If we are looking back at recent Houston Rockets' history, there's probably no single game that has affected their franchise, and really BOTH franchises involved, than Game 6 of the Western Conference semifinals in 2015 between the Rockets and the Los Angeles Clippers. Prior to taking the Warriors to a Game 7 this past season, it was undoubtedly, and somewhat ironically, the high point of the Morey/Harden Era.
It was ironic because the portion of that Game 6 that will live on for decades in Rockets' lore, their comeback from being down 19 points late in the third quarter, did not involve James Harden (MVP runner up during that regular season) AT ALL. The comeback was achieved with a fourth quarter combination of Dwight Howard, Trevor Ariza, Corey Brewer, Jason Terry, and Josh Smith, with a little bit of Terrence Jones and his negative vertical leap sprinkled in. Harden was not on the floor at all.
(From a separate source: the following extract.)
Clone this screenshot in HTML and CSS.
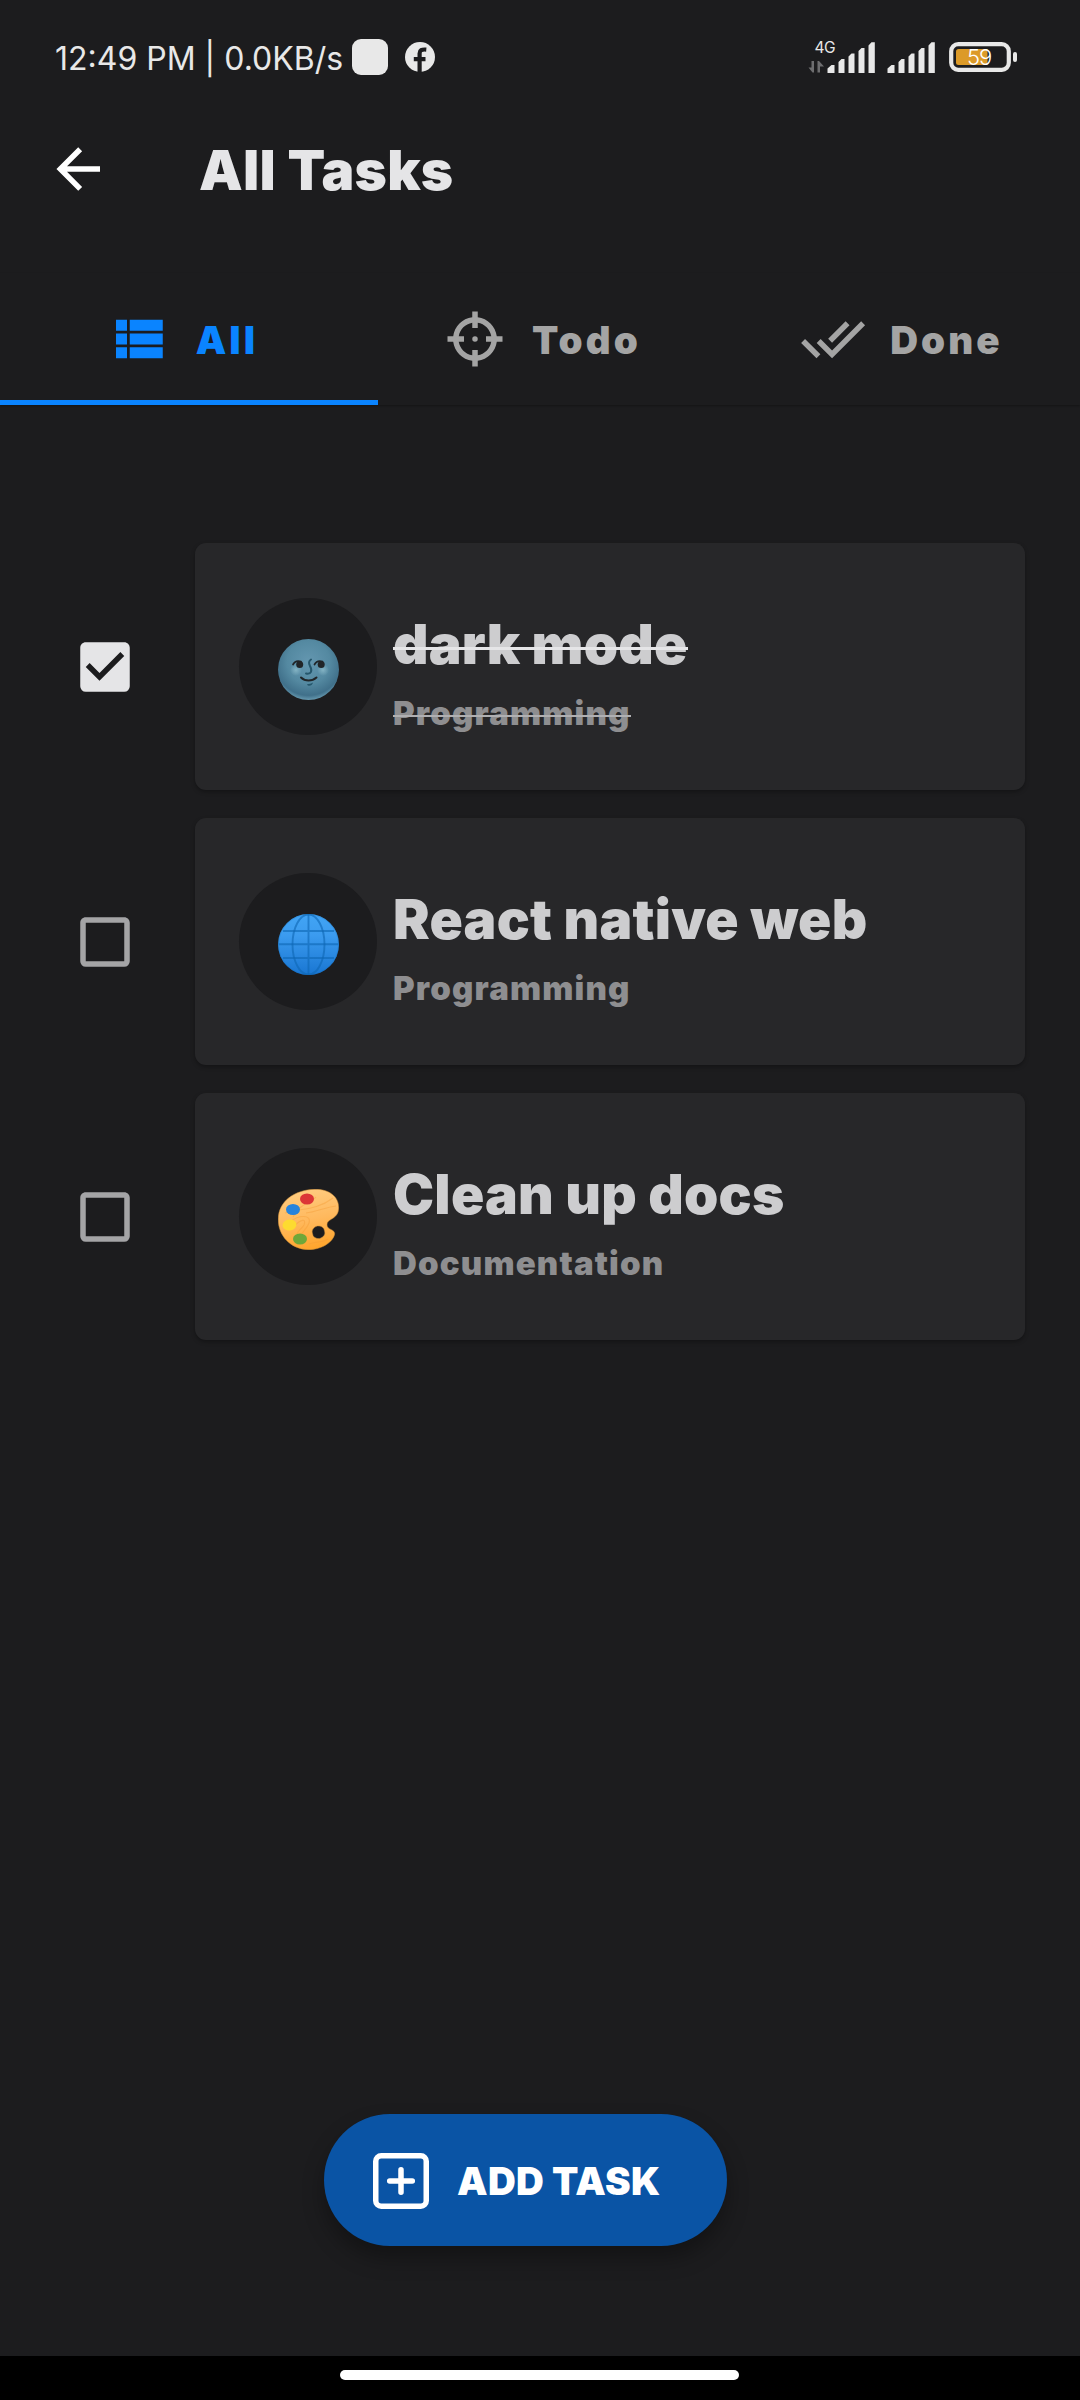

For those who want to relive the magic, here is the highlight video:
In retrospect, the ripple effect from this 14 minutes of basketball was seismic. Here are just a few of the things that come to mind for me, as we've watched this game age for the last three years:
Watching this video with James Harden on the bench is even stranger now than it was that night.
Since that postseason, which ended with a five game ouster at the hands of Golden State in the conference finals, Harden has been a runner up for the MVP award in 2016-2017 and an actual MVP this past season. The one season where the accolades for Harden dried up was the 2015-2016 season, in which the Rockets bottomed out at 41-41 and an eight seed. Kevin McHale was fired 11 games into that season, and Harden came into the season out of shape and seemingly unfocused. It's hard not to think that McHale's benching of Harden in Game 6 didn't somehow linger as the next season rolled around.
Strange to think there have been three different iterations of the Rockets since then.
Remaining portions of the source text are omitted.